What sample rate and buffer size should I use for recording in Ableton?
For recording, use 44100 Hz or 48000 Hz sample rate. Higher sample rates like 96000 Hz consume more CPU and disk space with minimal audible benefit for most production work. For buffer size, use 128 or 256 samples while recording to minimize latency. After recording, you can increase the buffer to 512 or 1024 for mixing to reduce CPU load. Lower buffer means lower latency but higher CPU demand.
Can I record multiple audio tracks simultaneously in Ableton?
Yes. Arm multiple audio tracks for recording by holding Cmd (Mac) or Ctrl (Windows) while clicking each track's Arm button. Assign a different input channel to each track. When you press Record, all armed tracks record simultaneously from their respective inputs. This is how you record a full band or multi-microphone setup in one pass. The number of simultaneous recording channels is limited by your audio interface's input count.
What is the difference between recording in Session View and Arrangement View?
Session View records into clip slots. Each recording creates a new clip in the selected slot, and clips loop automatically. This is ideal for capturing ideas, recording multiple takes in separate slots, and building arrangements by triggering clips. Arrangement View records into the timeline. The recording is linear and plays back in sequence. This is better for tracking full performances, vocals, and final arrangement recording. Both views produce the same audio quality.
How do I reduce latency when recording audio in Ableton?

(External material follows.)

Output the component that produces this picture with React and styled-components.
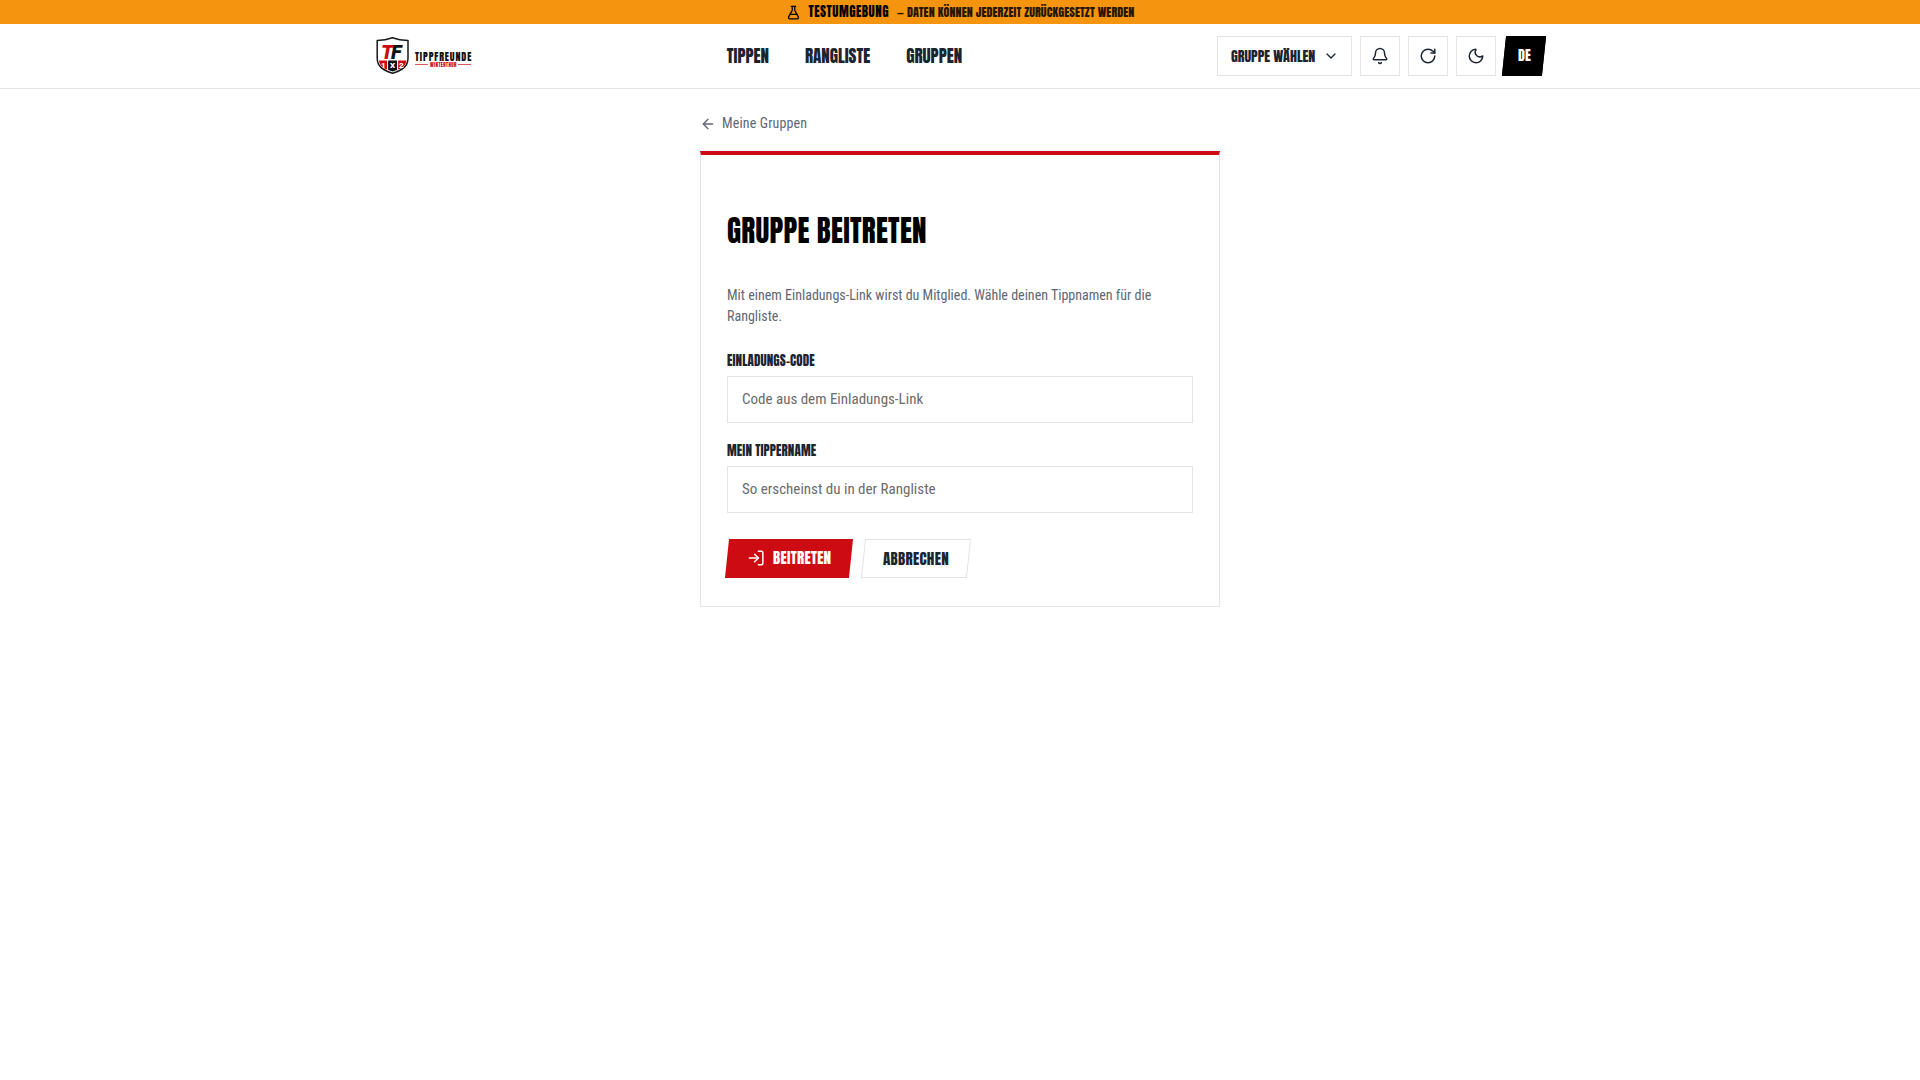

Lower your audio buffer size in Preferences > Audio. A buffer of 64 or 128 samples provides the lowest latency but demands more CPU. Use an ASIO driver on Windows or Core Audio on Mac for the best performance. Close other applications that consume CPU. Freeze tracks with heavy plugins to free up processing power. If you still experience latency, enable Reduced Latency When Monitoring in the Options menu, which prioritizes the monitored track's latency over other tracks.